-- Start Entries supplied --
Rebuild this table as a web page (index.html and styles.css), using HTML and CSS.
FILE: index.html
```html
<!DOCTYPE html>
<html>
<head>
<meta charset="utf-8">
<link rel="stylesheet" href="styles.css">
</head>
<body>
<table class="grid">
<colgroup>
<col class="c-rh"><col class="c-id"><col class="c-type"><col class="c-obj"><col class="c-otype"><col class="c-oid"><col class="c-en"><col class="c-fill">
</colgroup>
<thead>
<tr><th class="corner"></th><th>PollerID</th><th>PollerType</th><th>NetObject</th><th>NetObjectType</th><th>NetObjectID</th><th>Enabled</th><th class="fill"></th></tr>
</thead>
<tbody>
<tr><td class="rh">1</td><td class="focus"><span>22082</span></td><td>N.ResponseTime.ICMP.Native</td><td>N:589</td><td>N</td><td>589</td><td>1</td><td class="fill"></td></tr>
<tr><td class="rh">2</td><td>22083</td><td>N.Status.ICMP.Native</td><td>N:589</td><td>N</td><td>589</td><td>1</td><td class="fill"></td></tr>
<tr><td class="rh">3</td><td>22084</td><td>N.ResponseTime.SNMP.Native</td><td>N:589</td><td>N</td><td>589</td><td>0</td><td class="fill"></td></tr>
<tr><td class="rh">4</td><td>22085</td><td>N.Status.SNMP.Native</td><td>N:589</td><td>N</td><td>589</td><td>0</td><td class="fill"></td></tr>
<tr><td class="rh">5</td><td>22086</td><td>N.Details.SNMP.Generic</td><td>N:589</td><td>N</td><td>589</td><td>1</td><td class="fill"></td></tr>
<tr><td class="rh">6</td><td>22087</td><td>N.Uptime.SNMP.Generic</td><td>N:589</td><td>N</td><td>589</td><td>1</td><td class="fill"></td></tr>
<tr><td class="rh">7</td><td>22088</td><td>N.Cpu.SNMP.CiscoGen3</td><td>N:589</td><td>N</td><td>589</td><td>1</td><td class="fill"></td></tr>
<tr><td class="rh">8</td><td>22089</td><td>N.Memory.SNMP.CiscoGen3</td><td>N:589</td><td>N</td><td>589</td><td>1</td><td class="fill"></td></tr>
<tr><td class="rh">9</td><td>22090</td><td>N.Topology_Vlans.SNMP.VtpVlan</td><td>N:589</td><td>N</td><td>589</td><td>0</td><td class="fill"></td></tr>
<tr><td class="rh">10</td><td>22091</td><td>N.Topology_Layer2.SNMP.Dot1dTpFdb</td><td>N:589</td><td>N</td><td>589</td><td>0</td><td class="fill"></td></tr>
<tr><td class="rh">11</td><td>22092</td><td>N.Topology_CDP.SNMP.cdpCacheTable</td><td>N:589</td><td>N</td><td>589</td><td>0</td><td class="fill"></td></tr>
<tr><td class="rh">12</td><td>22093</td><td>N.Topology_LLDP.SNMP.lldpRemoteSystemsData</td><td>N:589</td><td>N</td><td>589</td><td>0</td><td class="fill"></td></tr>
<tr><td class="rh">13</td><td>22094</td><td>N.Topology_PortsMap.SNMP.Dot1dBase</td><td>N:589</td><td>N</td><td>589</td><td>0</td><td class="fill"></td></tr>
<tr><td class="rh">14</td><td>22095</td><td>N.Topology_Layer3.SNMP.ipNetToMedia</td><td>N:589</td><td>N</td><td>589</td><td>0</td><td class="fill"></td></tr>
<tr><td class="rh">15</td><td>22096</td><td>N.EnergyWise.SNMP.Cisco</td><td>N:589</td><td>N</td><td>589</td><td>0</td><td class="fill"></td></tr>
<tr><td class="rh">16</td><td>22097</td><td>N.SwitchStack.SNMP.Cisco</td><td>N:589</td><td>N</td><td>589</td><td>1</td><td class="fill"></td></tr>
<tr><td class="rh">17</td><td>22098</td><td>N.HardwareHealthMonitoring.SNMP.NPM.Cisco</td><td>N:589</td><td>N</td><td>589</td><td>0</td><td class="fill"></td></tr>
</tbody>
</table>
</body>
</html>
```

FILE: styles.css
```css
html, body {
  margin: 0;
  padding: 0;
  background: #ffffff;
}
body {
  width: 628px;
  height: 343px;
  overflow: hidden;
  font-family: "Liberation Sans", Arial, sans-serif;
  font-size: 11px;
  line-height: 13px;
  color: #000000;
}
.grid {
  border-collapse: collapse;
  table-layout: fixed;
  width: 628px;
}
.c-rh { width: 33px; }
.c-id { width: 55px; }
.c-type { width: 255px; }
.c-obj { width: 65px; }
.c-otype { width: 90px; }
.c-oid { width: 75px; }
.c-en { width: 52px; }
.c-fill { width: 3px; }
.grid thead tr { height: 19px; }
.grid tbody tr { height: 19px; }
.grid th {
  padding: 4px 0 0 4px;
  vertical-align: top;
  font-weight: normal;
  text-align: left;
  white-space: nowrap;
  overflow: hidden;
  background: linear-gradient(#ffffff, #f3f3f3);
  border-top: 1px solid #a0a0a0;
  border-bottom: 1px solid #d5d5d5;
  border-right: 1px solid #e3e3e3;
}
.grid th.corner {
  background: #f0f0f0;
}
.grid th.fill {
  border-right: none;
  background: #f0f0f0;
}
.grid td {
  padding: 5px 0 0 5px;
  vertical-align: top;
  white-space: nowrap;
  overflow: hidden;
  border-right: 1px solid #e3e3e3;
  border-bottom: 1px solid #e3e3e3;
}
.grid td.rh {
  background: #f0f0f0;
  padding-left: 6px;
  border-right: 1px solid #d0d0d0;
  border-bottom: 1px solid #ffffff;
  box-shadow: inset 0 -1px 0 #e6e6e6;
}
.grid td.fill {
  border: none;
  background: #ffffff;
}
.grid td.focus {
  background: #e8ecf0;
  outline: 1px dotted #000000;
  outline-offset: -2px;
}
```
-- End Entries supplied --
-- Start Entries supplied --
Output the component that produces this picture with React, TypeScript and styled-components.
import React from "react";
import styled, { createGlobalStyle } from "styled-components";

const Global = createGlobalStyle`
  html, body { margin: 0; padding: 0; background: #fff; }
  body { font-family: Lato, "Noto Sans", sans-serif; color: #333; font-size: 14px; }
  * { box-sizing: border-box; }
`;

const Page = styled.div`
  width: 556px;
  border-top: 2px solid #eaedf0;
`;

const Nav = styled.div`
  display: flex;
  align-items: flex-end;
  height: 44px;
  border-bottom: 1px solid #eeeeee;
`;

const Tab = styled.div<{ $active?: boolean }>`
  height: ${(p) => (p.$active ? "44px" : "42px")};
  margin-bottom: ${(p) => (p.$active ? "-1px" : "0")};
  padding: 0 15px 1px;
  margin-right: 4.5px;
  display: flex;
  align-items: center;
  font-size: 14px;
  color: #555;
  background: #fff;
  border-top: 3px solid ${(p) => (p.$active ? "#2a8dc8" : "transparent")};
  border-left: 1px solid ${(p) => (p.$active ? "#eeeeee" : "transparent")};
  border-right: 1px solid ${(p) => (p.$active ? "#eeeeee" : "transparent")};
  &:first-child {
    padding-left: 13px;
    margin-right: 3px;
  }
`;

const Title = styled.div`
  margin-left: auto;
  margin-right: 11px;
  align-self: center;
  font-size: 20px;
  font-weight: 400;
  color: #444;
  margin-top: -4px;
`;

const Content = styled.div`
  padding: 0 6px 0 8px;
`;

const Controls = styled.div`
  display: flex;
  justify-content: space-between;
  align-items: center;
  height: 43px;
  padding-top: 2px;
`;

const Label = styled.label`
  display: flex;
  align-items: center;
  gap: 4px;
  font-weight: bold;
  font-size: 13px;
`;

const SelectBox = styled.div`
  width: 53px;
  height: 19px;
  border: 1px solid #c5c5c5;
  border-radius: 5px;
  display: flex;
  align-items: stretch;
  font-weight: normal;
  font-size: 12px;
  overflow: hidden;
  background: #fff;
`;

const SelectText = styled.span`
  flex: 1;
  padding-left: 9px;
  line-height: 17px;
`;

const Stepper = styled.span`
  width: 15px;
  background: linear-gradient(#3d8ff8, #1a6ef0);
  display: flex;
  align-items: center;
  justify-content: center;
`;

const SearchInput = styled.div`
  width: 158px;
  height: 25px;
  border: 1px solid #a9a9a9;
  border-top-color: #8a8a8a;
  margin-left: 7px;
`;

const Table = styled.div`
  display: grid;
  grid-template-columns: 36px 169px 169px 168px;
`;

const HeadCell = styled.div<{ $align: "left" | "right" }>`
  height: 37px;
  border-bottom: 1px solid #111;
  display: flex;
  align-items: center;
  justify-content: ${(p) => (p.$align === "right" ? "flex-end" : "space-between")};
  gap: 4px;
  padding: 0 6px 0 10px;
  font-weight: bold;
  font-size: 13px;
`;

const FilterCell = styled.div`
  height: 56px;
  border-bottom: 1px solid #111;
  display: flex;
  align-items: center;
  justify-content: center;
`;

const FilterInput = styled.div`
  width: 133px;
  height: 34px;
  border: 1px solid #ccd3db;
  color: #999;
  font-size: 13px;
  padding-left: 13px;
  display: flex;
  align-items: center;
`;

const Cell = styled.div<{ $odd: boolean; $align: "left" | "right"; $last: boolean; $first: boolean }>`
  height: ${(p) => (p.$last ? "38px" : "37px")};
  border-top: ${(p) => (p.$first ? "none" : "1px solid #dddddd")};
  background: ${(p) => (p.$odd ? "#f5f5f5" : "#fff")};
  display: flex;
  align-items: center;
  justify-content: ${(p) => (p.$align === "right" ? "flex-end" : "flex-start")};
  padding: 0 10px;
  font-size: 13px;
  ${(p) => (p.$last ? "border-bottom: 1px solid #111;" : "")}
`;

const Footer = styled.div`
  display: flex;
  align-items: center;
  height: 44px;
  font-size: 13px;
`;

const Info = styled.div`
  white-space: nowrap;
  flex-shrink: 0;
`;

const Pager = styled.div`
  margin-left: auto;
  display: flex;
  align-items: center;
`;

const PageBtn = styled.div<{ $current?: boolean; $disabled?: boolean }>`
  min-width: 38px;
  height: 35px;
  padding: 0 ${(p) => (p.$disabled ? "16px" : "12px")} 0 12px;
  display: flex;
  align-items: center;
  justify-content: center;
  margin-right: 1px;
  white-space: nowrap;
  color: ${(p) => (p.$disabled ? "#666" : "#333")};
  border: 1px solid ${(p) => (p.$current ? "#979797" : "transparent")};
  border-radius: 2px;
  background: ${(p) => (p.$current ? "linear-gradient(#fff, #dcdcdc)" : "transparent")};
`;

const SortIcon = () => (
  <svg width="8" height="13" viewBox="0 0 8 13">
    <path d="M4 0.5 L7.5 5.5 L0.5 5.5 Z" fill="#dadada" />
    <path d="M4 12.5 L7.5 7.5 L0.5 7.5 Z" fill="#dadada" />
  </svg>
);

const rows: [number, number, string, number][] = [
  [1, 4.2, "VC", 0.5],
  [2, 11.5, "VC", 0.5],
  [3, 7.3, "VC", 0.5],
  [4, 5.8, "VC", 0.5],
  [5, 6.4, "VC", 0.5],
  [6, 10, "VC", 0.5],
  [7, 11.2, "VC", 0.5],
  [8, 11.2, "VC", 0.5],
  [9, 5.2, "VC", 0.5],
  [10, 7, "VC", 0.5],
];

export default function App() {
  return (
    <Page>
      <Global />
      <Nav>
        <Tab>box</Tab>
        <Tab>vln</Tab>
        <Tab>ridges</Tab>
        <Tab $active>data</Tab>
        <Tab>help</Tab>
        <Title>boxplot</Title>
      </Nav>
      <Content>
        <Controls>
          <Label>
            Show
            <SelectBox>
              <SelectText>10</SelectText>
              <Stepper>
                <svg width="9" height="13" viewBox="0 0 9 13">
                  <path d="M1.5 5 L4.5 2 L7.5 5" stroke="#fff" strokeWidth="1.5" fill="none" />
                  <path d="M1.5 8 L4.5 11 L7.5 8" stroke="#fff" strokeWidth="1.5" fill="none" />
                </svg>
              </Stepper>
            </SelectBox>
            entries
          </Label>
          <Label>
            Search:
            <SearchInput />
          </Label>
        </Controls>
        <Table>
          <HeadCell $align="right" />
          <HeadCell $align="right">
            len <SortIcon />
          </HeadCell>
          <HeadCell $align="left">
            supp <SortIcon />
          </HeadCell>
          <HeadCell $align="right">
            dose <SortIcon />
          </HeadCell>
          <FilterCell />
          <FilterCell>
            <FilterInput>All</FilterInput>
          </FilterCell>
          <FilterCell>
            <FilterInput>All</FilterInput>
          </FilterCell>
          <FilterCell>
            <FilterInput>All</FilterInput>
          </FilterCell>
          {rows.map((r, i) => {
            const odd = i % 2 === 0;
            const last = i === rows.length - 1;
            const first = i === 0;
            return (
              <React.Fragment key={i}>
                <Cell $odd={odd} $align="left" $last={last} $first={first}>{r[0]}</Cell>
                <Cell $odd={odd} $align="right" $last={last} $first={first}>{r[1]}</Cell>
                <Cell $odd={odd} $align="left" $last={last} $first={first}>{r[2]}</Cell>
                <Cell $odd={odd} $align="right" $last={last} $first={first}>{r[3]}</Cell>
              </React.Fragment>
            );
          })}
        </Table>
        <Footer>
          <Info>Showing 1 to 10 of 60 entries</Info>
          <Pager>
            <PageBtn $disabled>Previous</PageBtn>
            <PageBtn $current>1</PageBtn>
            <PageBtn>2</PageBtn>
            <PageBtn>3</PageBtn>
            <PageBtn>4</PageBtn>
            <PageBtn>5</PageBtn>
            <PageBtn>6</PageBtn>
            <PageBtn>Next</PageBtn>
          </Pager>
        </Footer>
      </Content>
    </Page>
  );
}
-- End Entries supplied --
-- Start Entries supplied --
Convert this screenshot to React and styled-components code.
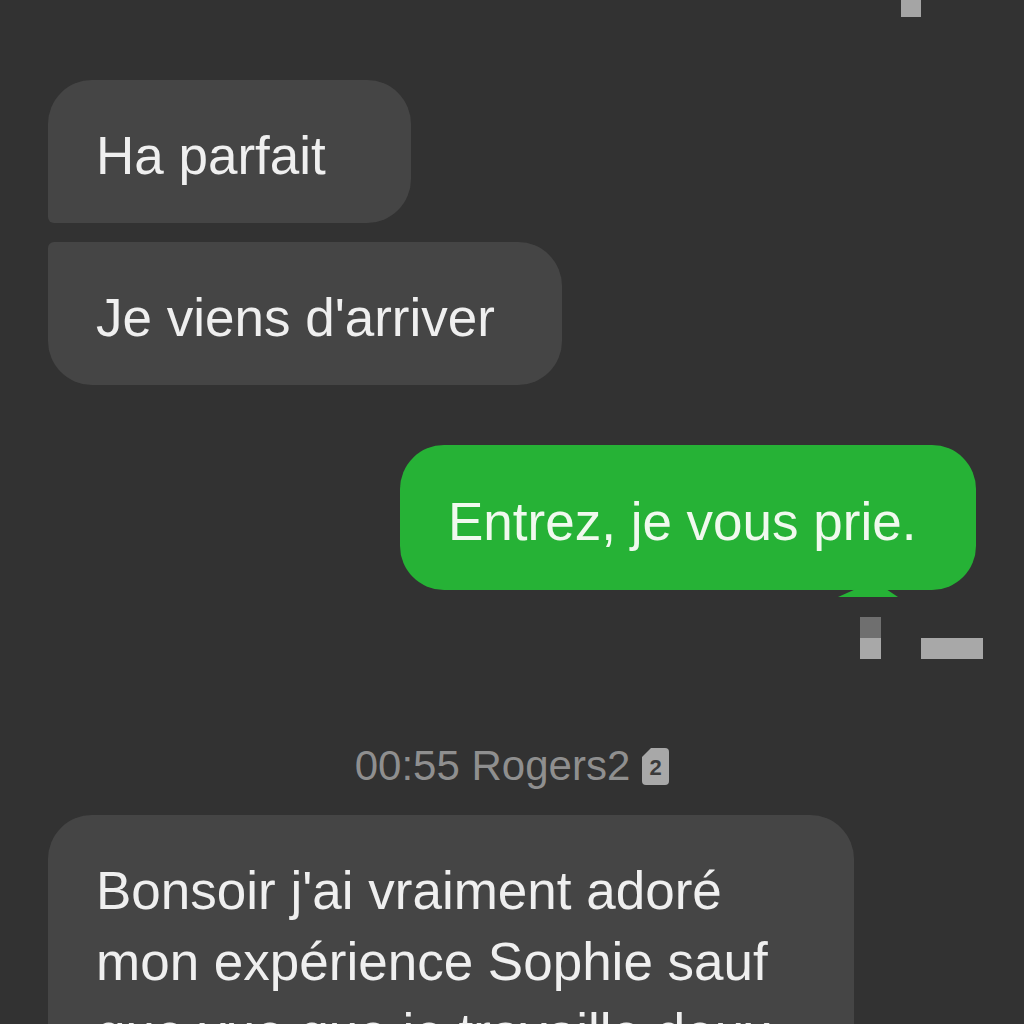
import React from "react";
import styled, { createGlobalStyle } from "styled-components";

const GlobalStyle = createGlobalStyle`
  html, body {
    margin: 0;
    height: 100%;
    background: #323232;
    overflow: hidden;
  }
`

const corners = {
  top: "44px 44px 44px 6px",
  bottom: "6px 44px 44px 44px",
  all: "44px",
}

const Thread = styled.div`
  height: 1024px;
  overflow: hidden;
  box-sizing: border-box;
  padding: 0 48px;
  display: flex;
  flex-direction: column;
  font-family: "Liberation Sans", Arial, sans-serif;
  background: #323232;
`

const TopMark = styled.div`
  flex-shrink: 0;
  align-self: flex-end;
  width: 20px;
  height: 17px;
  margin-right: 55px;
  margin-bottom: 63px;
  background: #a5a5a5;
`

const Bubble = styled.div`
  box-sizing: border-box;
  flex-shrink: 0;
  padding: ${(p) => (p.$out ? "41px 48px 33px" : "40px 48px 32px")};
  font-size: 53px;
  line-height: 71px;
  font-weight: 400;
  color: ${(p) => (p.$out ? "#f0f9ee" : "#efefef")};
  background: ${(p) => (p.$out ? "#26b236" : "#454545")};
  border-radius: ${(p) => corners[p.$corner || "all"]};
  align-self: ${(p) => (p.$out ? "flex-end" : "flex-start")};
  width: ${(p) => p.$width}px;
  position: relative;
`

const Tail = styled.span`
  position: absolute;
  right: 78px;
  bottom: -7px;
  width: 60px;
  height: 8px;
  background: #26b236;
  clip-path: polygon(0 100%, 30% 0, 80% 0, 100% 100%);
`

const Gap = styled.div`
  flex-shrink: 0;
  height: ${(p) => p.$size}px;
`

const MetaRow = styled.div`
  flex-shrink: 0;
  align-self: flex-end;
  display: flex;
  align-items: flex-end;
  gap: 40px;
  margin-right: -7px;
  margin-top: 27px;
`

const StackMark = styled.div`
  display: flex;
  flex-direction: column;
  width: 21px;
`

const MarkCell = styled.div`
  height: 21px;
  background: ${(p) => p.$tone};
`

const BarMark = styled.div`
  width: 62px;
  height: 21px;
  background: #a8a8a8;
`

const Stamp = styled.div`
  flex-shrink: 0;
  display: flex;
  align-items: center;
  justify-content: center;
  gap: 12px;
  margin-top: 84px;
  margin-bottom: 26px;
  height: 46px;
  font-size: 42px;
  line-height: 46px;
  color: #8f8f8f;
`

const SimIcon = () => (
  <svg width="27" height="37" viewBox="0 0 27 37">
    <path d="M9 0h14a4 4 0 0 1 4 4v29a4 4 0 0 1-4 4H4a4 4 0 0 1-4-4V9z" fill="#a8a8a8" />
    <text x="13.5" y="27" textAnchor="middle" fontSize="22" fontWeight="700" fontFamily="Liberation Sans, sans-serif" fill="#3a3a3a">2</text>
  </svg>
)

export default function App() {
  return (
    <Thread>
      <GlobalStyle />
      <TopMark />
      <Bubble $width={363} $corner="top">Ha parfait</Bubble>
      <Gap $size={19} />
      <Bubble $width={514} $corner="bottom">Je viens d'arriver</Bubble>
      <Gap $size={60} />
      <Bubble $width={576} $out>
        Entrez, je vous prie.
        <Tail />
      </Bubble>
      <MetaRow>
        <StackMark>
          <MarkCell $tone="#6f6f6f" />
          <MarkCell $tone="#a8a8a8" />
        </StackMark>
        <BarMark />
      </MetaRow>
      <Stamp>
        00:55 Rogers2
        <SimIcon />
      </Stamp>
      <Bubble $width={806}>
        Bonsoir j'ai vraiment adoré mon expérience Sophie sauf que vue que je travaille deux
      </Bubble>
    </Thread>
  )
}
-- End Entries supplied --
What you will do - Gather each line in the data that holds the string "index".

Output below -
Rebuild this table as a web page (index.html and styles.css), using HTML and CSS.
FILE: index.html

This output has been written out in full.